Loué par inter­net un sta­tion­nement sur un ter­rain vague de la périphérie de l’aéro­port de Madrid-Bara­jas. A la récep­tion du van, une famille de Sévil­lans, sept per­son­nes avec la grand-mère et les petits-enfants, s’in­quiète auprès de l’employé : « com­ment rejoin­dre la porte d’embarquement pour notre vol, il est écrit ici qu’elle ferme à 10h10? ». Je con­sulte l’heure : il est 9h54. Après avoir garé et débranché le van (il restera 45 jours sur ce ter­rain), je reviens avec mon sac à dos à la récep­tion. Les Andalous sont tou­jours là. A 10h00 ils embar­quent à mes côtés dans la navette.
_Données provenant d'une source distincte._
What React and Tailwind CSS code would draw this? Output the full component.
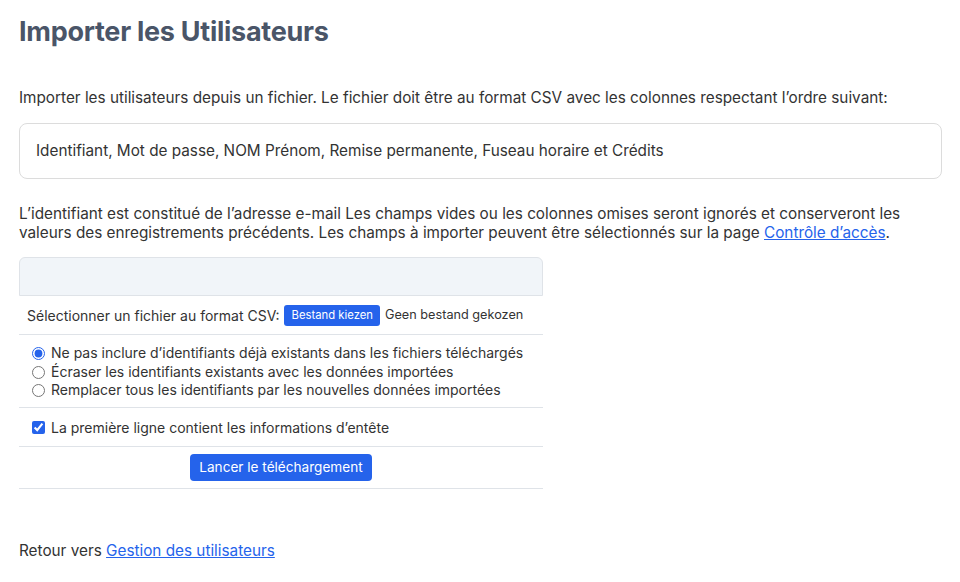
import React from "react";

export default function App() {
  return (
    <div className="min-h-screen bg-white px-[19px] pt-[14px] text-[#333] font-['Inter',sans-serif]">
      <h1 className="text-[27px] font-bold leading-[36px] text-[#4a5568] tracking-[-0.01em]">
        Importer les Utilisateurs
      </h1>

      <p className="mt-[38px] text-[15.3px] leading-[20px]">
        Importer les utilisateurs depuis un fichier. Le fichier doit être au format CSV avec les colonnes respectant l’ordre suivant:
      </p>

      <div className="mt-[15px] w-[923px] rounded-[8px] border border-[#dcdcdc] px-[16px] py-[17px] text-[15.3px] leading-[20px]">
        Identifiant, Mot de passe, NOM Prénom, Remise permanente, Fuseau horaire et Crédits
      </div>

      <p className="mt-[25px] w-[900px] text-[15.3px] leading-[19px]">
        L’identifiant est constitué de l’adresse e-mail Les champs vides ou les colonnes omises seront ignorés et conserveront les valeurs des enregistrements précédents. Les champs à importer peuvent être sélectionnés sur la page{" "}
        <a href="#" className="text-[#2563eb] underline">Contrôle d’accès</a>.
      </p>

      <div className="mt-[15px] w-[524px] text-[14px]">
        <div className="h-[39px] rounded-t-[6px] border border-[#dfe3e8] bg-[#f1f5f9]"></div>
        <div className="flex h-[39px] items-center gap-[5px] whitespace-nowrap border-b border-[#dfe3e8] px-[8px]">
          <span>Sélectionner un fichier au format CSV:</span>
          <button className="shrink-0 rounded-[3px] bg-[#2563eb] px-[7px] py-[3px] text-[11.3px] leading-[15px] text-white">
            Bestand kiezen
          </button>
          <span className="text-[12.7px]">Geen bestand gekozen</span>
        </div>
        <div className="flex flex-col border-b border-[#dfe3e8] px-[13px] pt-[9px] pb-[7px] leading-[18.7px]">
          <label className="flex items-center gap-[6px]">
            <input type="radio" name="mode" defaultChecked className="m-0 h-[13px] w-[13px] accent-[#2563eb]" />
            <span>Ne pas inclure d’identifiants déjà existants dans les fichiers téléchargés</span>
          </label>
          <label className="flex items-center gap-[6px]">
            <input type="radio" name="mode" className="m-0 h-[13px] w-[13px] accent-[#2563eb]" />
            <span>Écraser les identifiants existants avec les données importées</span>
          </label>
          <label className="flex items-center gap-[6px]">
            <input type="radio" name="mode" className="m-0 h-[13px] w-[13px] accent-[#2563eb]" />
            <span>Remplacer tous les identifiants par les nouvelles données importées</span>
          </label>
        </div>
        <div className="flex h-[39px] items-center border-b border-[#dfe3e8] px-[13px]">
          <label className="flex items-center gap-[6px]">
            <input type="checkbox" defaultChecked className="m-0 h-[13px] w-[13px] accent-[#2563eb]" />
            <span>La première ligne contient les informations d’entête</span>
          </label>
        </div>
        <div className="flex justify-center border-b border-[#dfe3e8] pt-[7px] pb-[7px]">
          <button className="h-[27px] rounded-[4px] bg-[#2563eb] px-[9px] text-[13.6px] text-white">
            Lancer le téléchargement
          </button>
        </div>
      </div>

      <p className="mt-[52px] text-[15.3px] leading-[20px]">
        Retour vers{" "}
        <a href="#" className="text-[#2563eb] underline">Gestion des utilisateurs</a>
      </p>
    </div>
  );
}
Devant le ter­mi­nal, la mère des petits prend la direc­tion du groupe et dit : « on ne s’ar­rête pas jusqu’à avoir atteint la porte ».

Étape

Rangé le van dans le park­ing de l’Area 112, près de Guadala­jara. Sur ce plateau logé entre les déserts de Calatayud et la val­lée de Madrid, les nuits sont glaciales. Je pré­pare mon lit pour la nuit, je mange à la cafétéria, un édi­fice qui rap­pelle les “road movies” des années 1970: sur­mon­té d’une enseigne de néon, il a été mod­erne. Les serveuses por­tent l’u­ni­forme, elles se relaient selon la règle des 3/8, pré­par­ent d’é­pais sand­wichs à la viande, don­nent du « car­iño » et du « mi amor » aux routiers. La cafétéria Area 112 est ouverte du dimanche au lun­di et 24/24. Adossés aux déserts, les camion­neurs dor­ment sur une por­tion de park­ing réservée. Tourné vers Madrid, je suis seul, à l’é­cart. Une voiture de patrouille roule au pas. C’est la garde civile: une ronde par heure. Effet du désœu­vre­ment dans cette région par­mi les plus vides d’Es­pagne. La voiture ralen­tit à ma hau­teur et repart – j’en con­clus que les gardes n’ont pas d’or­di­na­teur de bord, qu’ils n’ont pas su véri­fi­er mes plaques. Des semi-remorques manœu­vrent. Je finis mes bières, je me couche. Sur la case con­tiguë des voyageurs ont organ­isé un feu. N’est-ce pas extra­or­di­naire : faire un feu, à l’é­tape, le long de l’au­toroute? J’éteins. Couch­er de soleil jaune et rouge sur paysage sans fin — le traf­ic noc­turne se déverse vers la capitale.

Illusion de soi

Aller répé­tant ses pro­jets pour s’au­toris­er à ne rien faire.